[Exercise material start]

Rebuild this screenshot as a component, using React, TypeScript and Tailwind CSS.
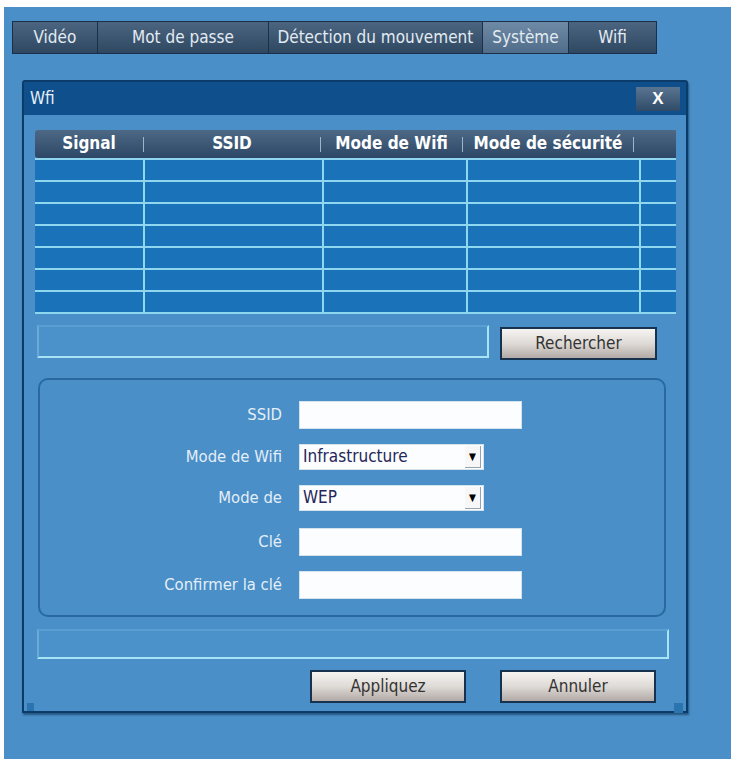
import React from "react";

const font = "font-['DejaVu_Sans_Condensed','DejaVu_Sans',sans-serif]";

function Tab({ label, w, active }: { label: string; w: string; active?: boolean }) {
  return (
    <div
      className={`${w} h-full flex items-center justify-center border-r border-[#1b3048] last:border-r-0 text-[17px] text-[#e3ebf2] ${
        active
          ? "bg-gradient-to-b from-[#6f8aa5] to-[#4f6c8a]"
          : "bg-gradient-to-b from-[#4b6580] to-[#2f4862]"
      }`}
    >
      {label}
    </div>
  );
}

function Btn({ label, w }: { label: string; w: string }) {
  return (
    <div
      className={`${w} h-[33px] flex items-center justify-center border-2 border-[#17324f] bg-gradient-to-b from-[#f6f4f2] via-[#dedad6] to-[#b3aaa6] text-[17px] text-[#333333]`}
    >
      {label}
    </div>
  );
}

function Field({ label, children }: { label: string; children: React.ReactNode }) {
  return (
    <div className="flex items-center">
      <div className="w-[259px] text-right pr-[17px] text-[16.5px] text-[#e4eef7]">{label}</div>
      {children}
    </div>
  );
}

function TextBox() {
  return <div className="w-[223px] h-[28px] bg-[#fbfdfe] border border-[#d3e3ee]" />;
}

function Select({ value }: { value: string }) {
  return (
    <div className="w-[185px] h-[26px] bg-[#fbfdfe] flex items-center border border-[#d3e3ee]">
      <div className="flex-1 pl-[3px] text-[17px] text-[#26265a]">{value}</div>
      <div className="w-[16px] h-[22px] mr-[2px] flex items-center justify-center border-r border-b border-[#9aa3ab] bg-[#f7f7f7] text-[10px] text-black">
        ▼
      </div>
    </div>
  );
}

export default function App() {
  const cols = "grid-cols-[108px_177px_142px_171px_1fr]";
  const rows = Array.from({ length: 7 });
  return (
    <div className={`w-[731px] h-[759px] bg-white pl-[4px] pt-[7px] ${font}`}>
      <div className="w-full h-full bg-[#4a8fc7] pt-[14px] pl-[8px]">
        {/* tabs */}
        <div className="flex h-[33px] w-[645px] border border-[#1b3048]">
          <Tab label="Vidéo" w="w-[85px]" />
          <Tab label="Mot de passe" w="w-[172px]" />
          <Tab label="Détection du mouvement" w="w-[214px]" />
          <Tab label="Système" w="w-[87px]" active />
          <Tab label="Wifi" w="w-[87px]" />
        </div>

        {/* dialog */}
        <div className="ml-[10px] mt-[26px] w-[666px] h-[633px] border-2 border-[#0b3b68] rounded-t-[3px] flex flex-col bg-[#4a8fc7] shadow-[1px_2px_2px_rgba(0,30,60,0.5)]">
          <div className="h-[33px] shrink-0 bg-[#0f4f8b] flex items-center justify-between pl-[6px] pr-[6px]">
            <span className="text-[17px] text-[#e6eef6]">Wfi</span>
            <div className="w-[44px] h-[24px] bg-gradient-to-b from-[#5a7591] to-[#2f4b68] flex items-center justify-center text-white font-bold text-[17px] font-['Liberation_Sans',sans-serif]">
              X
            </div>
          </div>

          <div className="flex flex-col pl-[11px] pr-[10px]">
            {/* table */}
            <div className="mt-[15px] w-[641px]">
              <div className={`grid ${cols} h-[28px] bg-gradient-to-b from-[#4d6986] to-[#2c4866] rounded-l-[3px] text-white font-bold text-[17px]`}>
                {["Signal", "SSID", "Mode de Wifi", "Mode de sécurité", ""].map((h, i) => (
                  <div key={i} className="flex items-center">
                    {i > 0 && <div className="w-px h-[15px] bg-[#9fb4c8]" />}
                    <div className="flex-1 text-center whitespace-nowrap">{h}</div>
                  </div>
                ))}
              </div>
              <div className={`grid ${cols} gap-[2px] bg-[#8fd6ef] py-[2px]`}>
                {rows.map((_, r) =>
                  [0, 1, 2, 3, 4].map((c) => <div key={`${r}-${c}`} className="h-[20px] bg-[#1a72b8]" />)
                )}
              </div>
            </div>

            {/* search row */}
            <div className="flex items-start mt-[11px]">
              <div className="ml-[2px] w-[452px] h-[33px] border-2 border-t-[#5b9ed2] border-l-[#6aa9da] border-r-[#a6e4f6] border-b-[#a6e4f6] bg-[#4c92ca]" />
              <div className="ml-[11px] mt-[2px]">
                <Btn label="Rechercher" w="w-[157px]" />
              </div>
            </div>

            {/* group box */}
            <div className="ml-[3px] mt-[18px] w-[628px] h-[239px] rounded-[10px] border-2 border-[#2a69a0] flex flex-col pt-[21px] gap-[15px]">
              <Field label="SSID">
                <TextBox />
              </Field>
              <Field label="Mode de Wifi">
                <Select value="Infrastructure" />
              </Field>
              <Field label="Mode de">
                <Select value="WEP" />
              </Field>
              <div className="mt-[2px]">
                <Field label="Clé">
                  <TextBox />
                </Field>
              </div>
              <Field label="Confirmer la clé">
                <TextBox />
              </Field>
            </div>

            {/* status bar */}
            <div className="ml-[2px] mt-[12px] w-[632px] h-[30px] border-2 border-t-[#5b9ed2] border-l-[#6aa9da] border-r-[#a6e4f6] border-b-[#a6e4f6] bg-[#4c92ca]" />

            {/* buttons */}
            <div className="flex mt-[11px] pl-[275px] gap-[34px]">
              <Btn label="Appliquez" w="w-[156px]" />
              <Btn label="Annuler" w="w-[156px]" />
            </div>
          </div>

          {/* resize corners */}
          <div className="mt-auto flex justify-between px-[3px] pb-[1px]">
            <div className="w-[7px] h-[8px] bg-[#2a74b0]" />
            <div className="w-[9px] h-[10px] bg-[#2a74b0]" />
          </div>
        </div>
      </div>
    </div>
  );
}
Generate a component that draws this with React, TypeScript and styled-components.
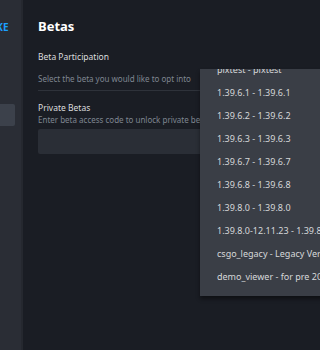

[Exercise material end]

Quote the material exactly. Pictures stay out.

Completed exercise:
Rebuild this screenshot as a component, using React, TypeScript and Tailwind CSS.
import React from "react";

const font = "font-['DejaVu_Sans_Condensed','DejaVu_Sans',sans-serif]";

function Tab({ label, w, active }: { label: string; w: string; active?: boolean }) {
  return (
    <div
      className={`${w} h-full flex items-center justify-center border-r border-[#1b3048] last:border-r-0 text-[17px] text-[#e3ebf2] ${
        active
          ? "bg-gradient-to-b from-[#6f8aa5] to-[#4f6c8a]"
          : "bg-gradient-to-b from-[#4b6580] to-[#2f4862]"
      }`}
    >
      {label}
    </div>
  );
}

function Btn({ label, w }: { label: string; w: string }) {
  return (
    <div
      className={`${w} h-[33px] flex items-center justify-center border-2 border-[#17324f] bg-gradient-to-b from-[#f6f4f2] via-[#dedad6] to-[#b3aaa6] text-[17px] text-[#333333]`}
    >
      {label}
    </div>
  );
}

function Field({ label, children }: { label: string; children: React.ReactNode }) {
  return (
    <div className="flex items-center">
      <div className="w-[259px] text-right pr-[17px] text-[16.5px] text-[#e4eef7]">{label}</div>
      {children}
    </div>
  );
}

function TextBox() {
  return <div className="w-[223px] h-[28px] bg-[#fbfdfe] border border-[#d3e3ee]" />;
}

function Select({ value }: { value: string }) {
  return (
    <div className="w-[185px] h-[26px] bg-[#fbfdfe] flex items-center border border-[#d3e3ee]">
      <div className="flex-1 pl-[3px] text-[17px] text-[#26265a]">{value}</div>
      <div className="w-[16px] h-[22px] mr-[2px] flex items-center justify-center border-r border-b border-[#9aa3ab] bg-[#f7f7f7] text-[10px] text-black">
        ▼
      </div>
    </div>
  );
}

export default function App() {
  const cols = "grid-cols-[108px_177px_142px_171px_1fr]";
  const rows = Array.from({ length: 7 });
  return (
    <div className={`w-[731px] h-[759px] bg-white pl-[4px] pt-[7px] ${font}`}>
      <div className="w-full h-full bg-[#4a8fc7] pt-[14px] pl-[8px]">
        {/* tabs */}
        <div className="flex h-[33px] w-[645px] border border-[#1b3048]">
          <Tab label="Vidéo" w="w-[85px]" />
          <Tab label="Mot de passe" w="w-[172px]" />
          <Tab label="Détection du mouvement" w="w-[214px]" />
          <Tab label="Système" w="w-[87px]" active />
          <Tab label="Wifi" w="w-[87px]" />
        </div>

        {/* dialog */}
        <div className="ml-[10px] mt-[26px] w-[666px] h-[633px] border-2 border-[#0b3b68] rounded-t-[3px] flex flex-col bg-[#4a8fc7] shadow-[1px_2px_2px_rgba(0,30,60,0.5)]">
          <div className="h-[33px] shrink-0 bg-[#0f4f8b] flex items-center justify-between pl-[6px] pr-[6px]">
            <span className="text-[17px] text-[#e6eef6]">Wfi</span>
            <div className="w-[44px] h-[24px] bg-gradient-to-b from-[#5a7591] to-[#2f4b68] flex items-center justify-center text-white font-bold text-[17px] font-['Liberation_Sans',sans-serif]">
              X
            </div>
          </div>

          <div className="flex flex-col pl-[11px] pr-[10px]">
            {/* table */}
            <div className="mt-[15px] w-[641px]">
              <div className={`grid ${cols} h-[28px] bg-gradient-to-b from-[#4d6986] to-[#2c4866] rounded-l-[3px] text-white font-bold text-[17px]`}>
                {["Signal", "SSID", "Mode de Wifi", "Mode de sécurité", ""].map((h, i) => (
                  <div key={i} className="flex items-center">
                    {i > 0 && <div className="w-px h-[15px] bg-[#9fb4c8]" />}
                    <div className="flex-1 text-center whitespace-nowrap">{h}</div>
                  </div>
                ))}
              </div>
              <div className={`grid ${cols} gap-[2px] bg-[#8fd6ef] py-[2px]`}>
                {rows.map((_, r) =>
                  [0, 1, 2, 3, 4].map((c) => <div key={`${r}-${c}`} className="h-[20px] bg-[#1a72b8]" />)
                )}
              </div>
            </div>

            {/* search row */}
            <div className="flex items-start mt-[11px]">
              <div className="ml-[2px] w-[452px] h-[33px] border-2 border-t-[#5b9ed2] border-l-[#6aa9da] border-r-[#a6e4f6] border-b-[#a6e4f6] bg-[#4c92ca]" />
              <div className="ml-[11px] mt-[2px]">
                <Btn label="Rechercher" w="w-[157px]" />
              </div>
            </div>

            {/* group box */}
            <div className="ml-[3px] mt-[18px] w-[628px] h-[239px] rounded-[10px] border-2 border-[#2a69a0] flex flex-col pt-[21px] gap-[15px]">
              <Field label="SSID">
                <TextBox />
              </Field>
              <Field label="Mode de Wifi">
                <Select value="Infrastructure" />
              </Field>
              <Field label="Mode de">
                <Select value="WEP" />
              </Field>
              <div className="mt-[2px]">
                <Field label="Clé">
                  <TextBox />
                </Field>
              </div>
              <Field label="Confirmer la clé">
                <TextBox />
              </Field>
            </div>

            {/* status bar */}
            <div className="ml-[2px] mt-[12px] w-[632px] h-[30px] border-2 border-t-[#5b9ed2] border-l-[#6aa9da] border-r-[#a6e4f6] border-b-[#a6e4f6] bg-[#4c92ca]" />

            {/* buttons */}
            <div className="flex mt-[11px] pl-[275px] gap-[34px]">
              <Btn label="Appliquez" w="w-[156px]" />
              <Btn label="Annuler" w="w-[156px]" />
            </div>
          </div>

          {/* resize corners */}
          <div className="mt-auto flex justify-between px-[3px] pb-[1px]">
            <div className="w-[7px] h-[8px] bg-[#2a74b0]" />
            <div className="w-[9px] h-[10px] bg-[#2a74b0]" />
          </div>
        </div>
      </div>
    </div>
  );
}
Generate a component that draws this with React, TypeScript and styled-components.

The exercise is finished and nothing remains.